A healthy 4-year-old boy sustained a closed fracture of the arm and died of Clostridium sordellii infection 4 days later. Death occurred despite intravenous antibiotic therapy and aggressive surgical debridement of necrotic tissue.
Dr. Michael Aldape and his colleagues at the Veterans Affairs Medical Center in Boise, Idaho, describe this case and summarize clinical features of 44 additional cases of C. sordellii infection reported in the literature (Clin. Infect. Dis. 2006;43:1436–46). Almost all of the affected individuals had been healthy before infection.
About 24 hours after the 4-year-old was discharged from the emergency department in a long arm cast for a closed transverse fracture of the arm, severe pain and swelling of the arm and fingers led to his hospital admission. He was taken to the operating room after intravenous cefazolin was started. Volar fasciotomy of the superficial and deep compartments of the arm was required. Although he was afebrile, with a blood pressure of 128/82 mm Hg, his pulse increased to 150 beats/min.
Twelve hours later, the boy's pulse increased to 164 beats/min, and his blood pressure dropped to 108/60 mm Hg. He remained afebrile. The left forearm became grossly swollen, so intravenous vancomycin was started. Gentamicin and piperacillin were started when WBC and platelet counts increased. A second surgery revealed necrotic and foul-smelling muscle, fat, and fascia, with complete stoppage of blood flow to the wrist, Dr. Aldape and his colleagues said. Tissue samples obtained at both surgeries subsequently revealed large, gram-negative rods identified as C. sordellii.
The boy's WBC count continued to climb the next day, and by midafternoon he was hemodynamically unstable, with increasing hypotension, tachycardia, metabolic acidosis, and decreased urine output. Hours later, ultrasound-guided pericardiocentesis produced straw-colored liquid. Refractory hypotension developed, and the patient died.
Two other cases involved C. sordellii infections in children. One was a 17-day-old infant who developed neonatal toxic omphalitis and died despite aggressive treatment that included multiple debridements and broad-spectrum antibiotics. The third case was a 12-year-old boy who developed C. sordellii sepsis following an ear infection but survived after an intensive 2-week course of antibiotic therapy and supportive care, the authors said.
Of the 45 cases of C. sordellii infection, 19 occurred following trauma or nongynecologic surgery, with 53% mortality.

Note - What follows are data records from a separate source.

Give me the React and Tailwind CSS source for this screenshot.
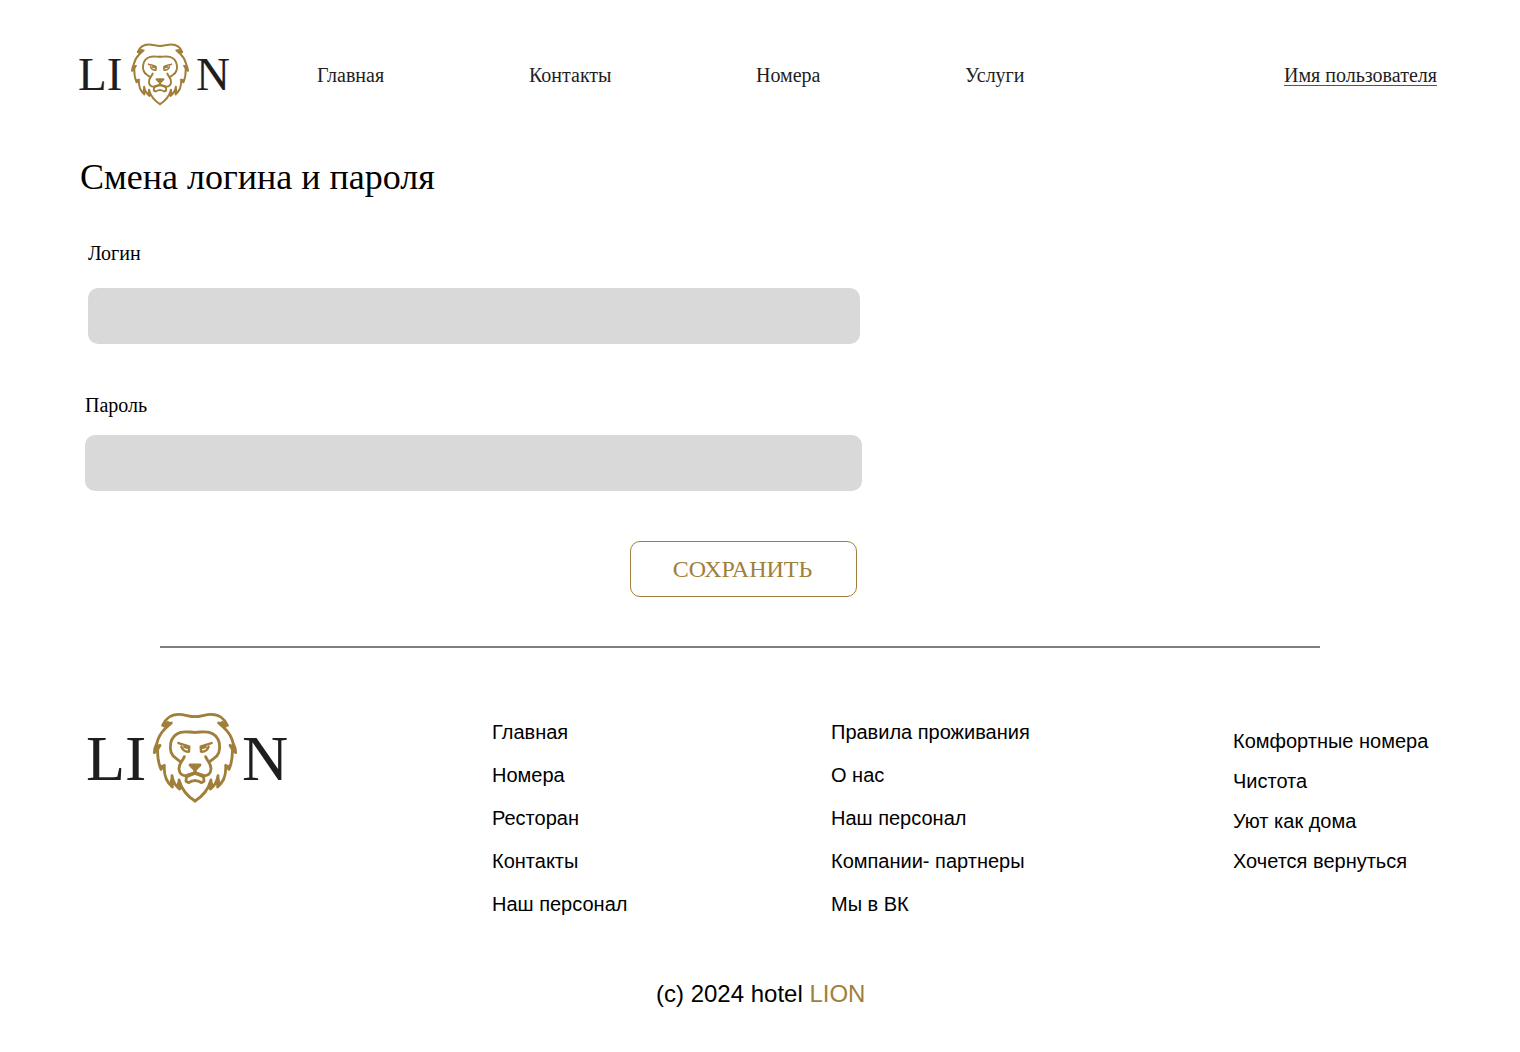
const MANE =
  'M135 26 C117 26 105 19 86 19 C64 19 46 32 38 52 L64 45 L45 62 C32 75 24 90 21 105 C16 115 13 124 13 134 L30 112 L23 124 C22 148 26 168 33 184 L43 172 C41 202 51 224 67 237 L66 203 C69 222 77 234 89 243 L87 216 C95 245 114 266 135 279';
const TUFTS =
  'M38 52 L52 40 L64 45 L46 60 Z M13 134 L20 110 L30 112 L23 124 Z M33 184 L30 172 L43 172 Z M67 237 L59 226 L66 203 Z M89 243 L79 234 L87 216 Z';
const FACE =
  'M135 73 C119 73 106 69 92 73 C74 78 65 90 62 106 C59 124 63 142 78 151 L90 160';
const CHEEK = 'M103 146 C98 160 86 166 87 183 C88 198 98 205 110 202 L135 194';
const EYE = 'M85 105 C95 109 106 110 118 116 L117 131 C107 132 98 127 94 116 M103 117 L112 120';
const MOUTH = 'M135 188 V196 C126 200 116 202 109 207 L108 220 L116 224 C123 219 129 218 135 218';

function Half() {
  return (
    <>
      <path d={MANE} />
      <path d={TUFTS} fill="#a07f3a" strokeWidth="3" />
      <path d={FACE} />
      <path d={CHEEK} />
      <path d={EYE} strokeWidth="7" />
      <path d={MOUTH} />
    </>
  );
}

function Lion({ className }) {
  return (
    <svg viewBox="0 0 270 300" className={className} fill="none" stroke="#a07f3a" strokeWidth="8.5" strokeLinecap="round" strokeLinejoin="round">
      <Half />
      <g transform="translate(270 0) scale(-1 1)">
        <Half />
      </g>
      <path d="M120 171 H150 L135 186 Z" fill="#a07f3a" />
    </svg>
  );
}

const links = [
  ['Главная', 'Номера', 'Ресторан', 'Контакты', 'Наш персонал'],
  ['Правила проживания', 'О нас', 'Наш персонал', 'Компании- партнеры', 'Мы в ВК'],
];
const perks = ['Комфортные номера', 'Чистота', 'Уют как дома', 'Хочется вернуться'];

export default function App() {
  return (
    <div className="h-[1052px] w-[1520px] overflow-hidden bg-white font-['Liberation_Serif',serif] text-black">
      <header className="flex h-[150px] text-xl leading-6 text-[#1e1e1e]">
        <div className="flex w-[317px] shrink-0 pl-[78px] text-[47px] leading-[54px]">
          <span className="mt-[47px] w-[51px]">LI</span>
          <Lion className="mt-[40px] h-[69px] w-[62px] shrink-0" />
          <span className="mt-[47px] ml-[5px]">N</span>
        </div>
        <nav className="mt-[63px] flex w-[967px] shrink-0">
          <a className="w-[212px]">Главная</a>
          <a className="w-[227px]">Контакты</a>
          <a className="w-[209px]">Номера</a>
          <a>Услуги</a>
        </nav>
        <a className="mt-[63px] whitespace-nowrap underline decoration-[#555] decoration-1 underline-offset-[3px] [text-decoration-skip-ink:none]">Имя пользователя</a>
      </header>

      <main className="h-[496px]">
        <h1 className="pt-[7px] pl-[80px] text-4xl leading-[41px]">Смена логина и пароля</h1>
        <form className="flex flex-col">
          <label htmlFor="login" className="mt-[43px] ml-[88px] text-xl leading-6">Логин</label>
          <input id="login" className="mt-[23px] ml-[88px] h-[56px] w-[772px] rounded-[10px] bg-[#d9d9d9] px-4" />
          <label htmlFor="password" className="mt-[49px] ml-[85px] text-xl leading-6">Пароль</label>
          <input id="password" type="password" className="mt-[18px] ml-[85px] h-[56px] w-[777px] rounded-[10px] bg-[#d9d9d9] px-4" />
          <button type="button" className="mt-[50px] ml-[630px] h-[56px] w-[227px] rounded-[10px] border border-[#a07f3a] pr-[2px] text-2xl text-[#a07f3a]">СОХРАНИТЬ</button>
        </form>
      </main>

      <footer>
        <div className="ml-[160px] h-[2px] w-[1160px] bg-[#7f7f7f]" />
        <div className="flex h-[312px] font-['Liberation_Sans',sans-serif] text-xl leading-[23px]">
          <div className="flex w-[492px] shrink-0 pl-[86px] font-['Liberation_Serif',serif] text-[64px] leading-[74px] text-[#1e1e1e]">
            <span className="mt-[74px] w-[64px]">LI</span>
            <Lion className="mt-[60px] h-[100px] w-[90px] shrink-0" />
            <span className="mt-[74px] ml-[2px]">N</span>
          </div>
          <ul className="mt-[73px] flex w-[339px] shrink-0 flex-col gap-5">
            {links[0].map((t) => <li key={t}>{t}</li>)}
          </ul>
          <ul className="mt-[73px] flex w-[402px] shrink-0 flex-col gap-5">
            {links[1].map((t) => <li key={t}>{t}</li>)}
          </ul>
          <ul className="mt-[82px] flex flex-col gap-[17px] whitespace-nowrap">
            {perks.map((t) => <li key={t}>{t}</li>)}
          </ul>
        </div>
        <p className="mt-[20px] pl-[656px] font-['Liberation_Sans',sans-serif] text-2xl leading-7">
          (c) 2024 hotel <span className="text-[#a07f3a]">LION</span>
        </p>
      </footer>
    </div>
  );
}
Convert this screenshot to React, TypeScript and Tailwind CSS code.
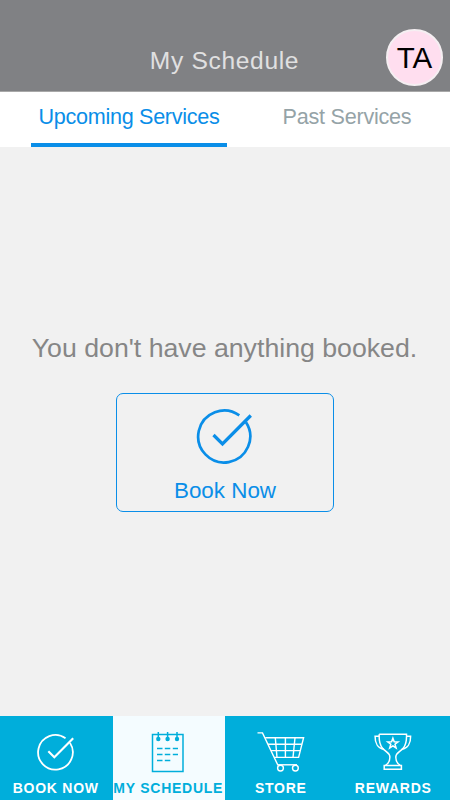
import type { ReactNode } from 'react'

type NavItem = {
  label: string
  icon: ReactNode
  active?: boolean
}

function CheckCircle({ size, stroke }: { size: number; stroke: number }) {
  return (
    <svg width={size} height={size} viewBox="0 0 60 60" fill="none" stroke="currentColor" strokeWidth={stroke}>
      <path d="M44.3 9.3A26 26 0 1 0 51 16.3" />
      <path d="M18.5 29 27.5 38 55.8 9.5" strokeWidth={stroke * 1.2} />
    </svg>
  )
}

function CalendarIcon() {
  return (
    <svg width="34" height="42" viewBox="0 0 34 42" fill="none" stroke="currentColor" strokeWidth="1.5">
      <rect x="1.5" y="3.5" width="30.5" height="37" />
      <path d="M7.3 1v6M16.6 1v6M26 1v6" />
      <g fill="currentColor" stroke="none">
        <circle cx="7.3" cy="8" r="2.2" />
        <circle cx="16.6" cy="8" r="2.2" />
        <circle cx="26" cy="8" r="2.2" />
      </g>
      <path d="M6 17.5h5.5M13.8 17.5h5.5M21.8 17.5H27M6 23.5h5.5M13.8 23.5h5.5M21.8 23.5H27M6 29.5h5.5M13.8 29.5h5.5" />
    </svg>
  )
}

function CartIcon() {
  return (
    <svg width="48" height="40" viewBox="0 0 48 40" fill="none" stroke="currentColor" strokeWidth="1.4">
      <path d="M.5 .9h5l15.2 31.9" />
      <path d="M8.2 5.7h38.4l-5 19.7H17" />
      <path d="M11 12.2h33.8M14 18.6h29.2" />
      <path d="M18.3 5.7l1.7 19.7M28.4 5.7v19.7M38 5.7l-2 19.7" />
      <path d="M20 32.8h20" />
      <circle cx="23.5" cy="36.1" r="2.9" />
      <circle cx="38.4" cy="36.1" r="2.9" />
    </svg>
  )
}

function TrophyIcon() {
  return (
    <svg width="38" height="38" viewBox="0 0 38 38" fill="none" stroke="currentColor" strokeWidth="1.5">
      <path d="M5.2 1.2h27.3c.3 6-.7 10.8-3.3 14-2.9 3.6-7.4 4.4-7.4 8.8 0 4.2 1.4 6.6 4.3 8.1" />
      <path d="M5.2 1.2c-.3 6 .7 10.8 3.3 14 2.9 3.6 7.4 4.4 7.4 8.8 0 4.2-1.4 6.6-4.3 8.1" />
      <path d="M5.3 3.2H1.1c-.2 7.2 3 12.3 8.8 13M32.4 3.2h4.2c.2 7.2-3 12.3-8.8 13" />
      <path d="M10.2 32.5h17.2v3.7H10.2z" />
      <path d="M18.9 5.2l1.3 3.6 3.8.1-3 2.3 1.1 3.7-3.2-2.1-3.2 2.1 1.1-3.7-3-2.3 3.8-.1z" />
    </svg>
  )
}

const navItems: NavItem[] = [
  { label: 'BOOK NOW', icon: <CheckCircle size={40} stroke={2.7} /> },
  { label: 'MY SCHEDULE', icon: <CalendarIcon />, active: true },
  { label: 'STORE', icon: <CartIcon /> },
  { label: 'REWARDS', icon: <TrophyIcon /> },
]

export default function App() {
  return (
    <div className="flex h-[800px] w-[450px] flex-col overflow-hidden bg-[#f1f1f1] font-['Liberation_Sans',Arial,sans-serif]">
      <header className="relative h-[91.5px] shrink-0 border-b border-[#a8a8a8] bg-[#808184] pt-[45px] text-center">
        <h1 className="pr-px text-[24.6px] leading-8 tracking-[0.65px] text-[#e0e0e1]">My Schedule</h1>
        <div className="absolute top-[29px] right-[7px] flex size-[57px] items-center justify-center rounded-full border-2 border-[#f5eff2] bg-[#ffdeef] pt-0.5 text-[29.5px] text-black">
          TA
        </div>
      </header>

      <nav className="flex h-[55.5px] shrink-0 bg-white pl-[31px] text-[21.6px] leading-[49px]">
        <button
          type="button"
          className="flex h-[55px] w-[196px] justify-center border-b-4 border-[#0a8ee8] tracking-[-0.3px] whitespace-nowrap text-[#0a8ee8]"
        >
          Upcoming Services
        </button>
        <button
          type="button"
          className="ml-[22px] flex h-[55px] w-[196px] justify-center border-b-4 border-transparent tracking-[-0.25px] whitespace-nowrap text-[#95a3a7]"
        >
          Past Services
        </button>
      </nav>

      <main className="flex flex-1 flex-col items-center pt-[185px]">
        <p className="pr-px text-[26.7px] leading-8 whitespace-nowrap text-[#868686]">You don't have anything booked.</p>
        <button
          type="button"
          className="mt-[29px] flex h-[119px] w-[218px] flex-col items-center rounded-[7px] border-[1.5px] border-[#0a8ee8] pt-[12px] text-[#0a8ee8]"
        >
          <CheckCircle size={60} stroke={2.7} />
          <span className="mt-[11px] text-[22.4px] leading-7">Book Now</span>
        </button>
      </main>

      <footer className="grid h-[84px] shrink-0 grid-cols-4">
        {navItems.map((item) => (
          <button
            key={item.label}
            type="button"
            className={`flex flex-col items-center ${
              item.active ? 'bg-[#f4fcff] text-[#00aedb]' : 'bg-[#00aedb] text-white'
            }`}
          >
            <span className="flex h-[62px] items-center justify-center pt-[9px] pr-[1.5px]">{item.icon}</span>
            <span className="pr-px text-[14px] leading-5 font-bold tracking-[0.75px] whitespace-nowrap">
              {item.label}
            </span>
          </button>
        ))}
      </footer>
    </div>
  )
}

Ten cases of C. sordellii infection in injection drug users were reported, with 50% mortality. Eight cases were associated with normal childbirth, five with medically induced abortion, and two with spontaneous abortion. All 15 of the latter cases were fatal. One case of fatal spontaneous endometritis was reported.
Diagnosis of C. sordellii infection is challenging because initial symptoms are nonspecific. Although patients may have deep infection, they are afebrile and lack signs of local infection. “By the time local signs and symptoms appear, patients are hypotensive and organ failure is occurring,” the researchers said. A collection of six distinctive clinical features uniquely characterizes C. sordellii infection: marked leukocytosis, refractory hypotension, severe tachycardia, profound capillary leak syndrome, hemoconcentration, and persistent absence of fever, they added.
Little information is available concerning appropriate antimicrobial treatment of C. sordellii infection. C. sordellii is likely to be resistant to aminoglycosides and sulfonamides but susceptible to beta-lactams, chloramphenicol, and tetracycline. There is no commercially available preparation of C. sordellii antitoxin, they said.
“Physicians should suspect C. sordellii infection in patients who present within 2–7 days after an injury, surgical procedure, drug injection, childbirth, or MIA [medically induced abortion] and… complain of pain, nausea, vomiting, and diarrhea but are afebrile,” the researchers concluded.